The nine students are among almost 400 Indian students whose visas were cancelled last year after Immigration NZ found that education agents in India had submitted fraudulent bank loan approval documents to show that the students could pay their tuition fees.
Many of the students never came to New Zealand, and others came but have gone home.
The nine appealed for clemency to Immigration Minister Michael Woodhouse, but received letters on Thursday stating that Woodhouse had decided not to intervene. They are likely to be deported in the next few days.
One student Asha Rani and her husband Vikram Salaria, who are here with their 2-year-old daughter Khwahish, said deportation would have "a really big impact".
"We don't have any future after deportation. We can't go to any other country. We can't work in a big company [in India] after we get a deportation," Salaria said.
The students say they were not aware that their agents submitted fraudulent documents.
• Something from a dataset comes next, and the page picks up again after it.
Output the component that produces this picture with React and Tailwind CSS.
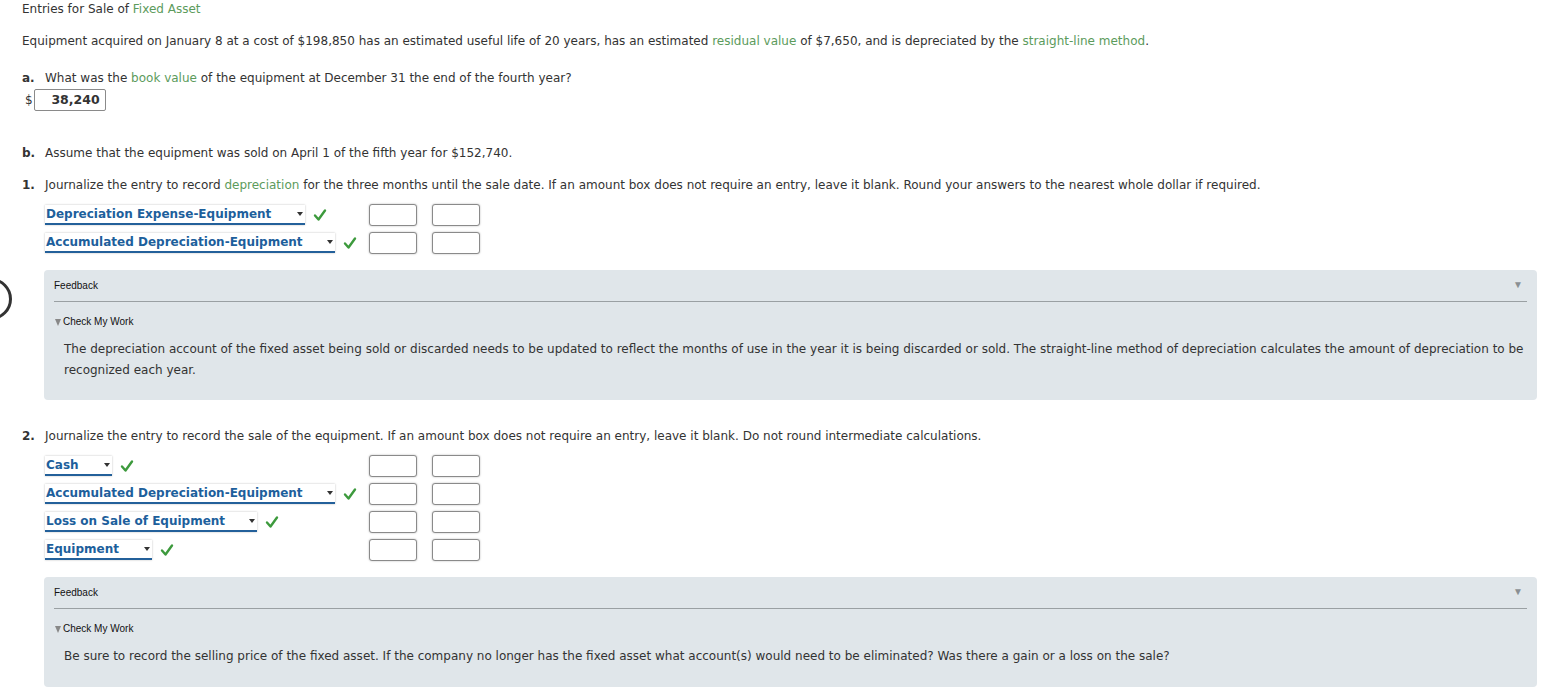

The students have paid big fees - $35,000 in Rani's case - to the agents and to the NZ institutions where they studied.
Nelson, a US-born former Anglican priest at St Matthew-in-the-City, said there was a "free-flowing" debate at the Unitarian meeting about "all sorts of other questions about criminal liability and problems with the Building Act".
But he said there was unanimous support in the end for two resolutions - one supporting the students and asking the Government for compassionate relief, and one reaffirming the church's "open-door" policy.
"Churches have had a long history of providing sanctuary, even though it has no standing in law either here or in my home country," he said.
"It's part of their mission, what they feel called to support 'the least of those' in terms of our society."
Nelson compared the students with Muslims and refugees who were caught in President Donald Trump's proposed 90-day ban on entry to the United States.
"I am really struggling with what's happening in my home country and grateful for the support of cities and people on the women's march and those going to airports to protest the ban," he said.
"It's only by that kind of civil action working collectively that we are going to be able to resist what I think are some pretty evil days ahead."
A spokeswoman for Woodhouse said on Friday that the minister did not personally decide not to intervene in the students'; case, but left it to his officials.
"It didn't come across his desk," she said. "This is not a unique situation in that delegated decisionmakers have made the decision."